Well, as far as I know all material that is created and broadcast/telecast is technically copyright, but I'm not sure if that's what you mean by "copy written". Were you thinking in terms of "scripted", for example?
Originally posted by jadedANDcynical
A bit more on topic:
I've been thinking a bit about finding earthquake specific damage at the plant and I think I have found some:
Yellow circled areas indicate places where I believe the concrete damage can be attributed directly to the earthquake rather than the tsunami or explosions, though there is still a good possibility that it was the tsunami which created the indicated cracks as this area is much closer to the ocean.

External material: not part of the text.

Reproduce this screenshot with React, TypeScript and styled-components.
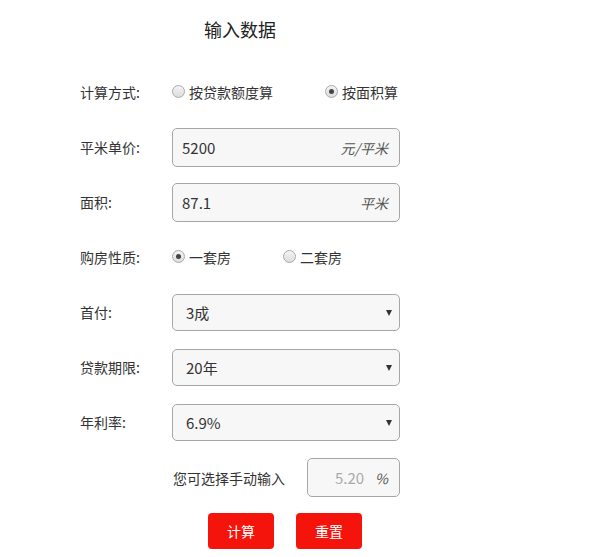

In the photo be low you will see a few other areas of note. First is the yellow circled area which corresponds with the portion of that has two yellow circles in the above image. Why does the below image show a large water-stained area and the above image does not?
Next you will notice something in the water marked by a red circle(which another poster had called out some number of pages back, sorry I forget which one of you did). I think it looks very similar to the top of the building that I have indicated with a turquoise circle. Although I don't know how possible if would be for a building to be washed back into the ocean fully intact though I suppose stranger things have happened.
All I can say after spending a fair amount of time closely examining the hi-res photos is that I don't think that there was a single system near the water that wasn't damaged in some way if not outright utterly destroyed. And what the tsunami didn't wreck, the explosions more than made a mess of.
Anyway, since new news is as abundant as hen's teeth, I thought I would post these observations. I'm not sure how relevant they are at this point (likely not much) but here they are for your consideration.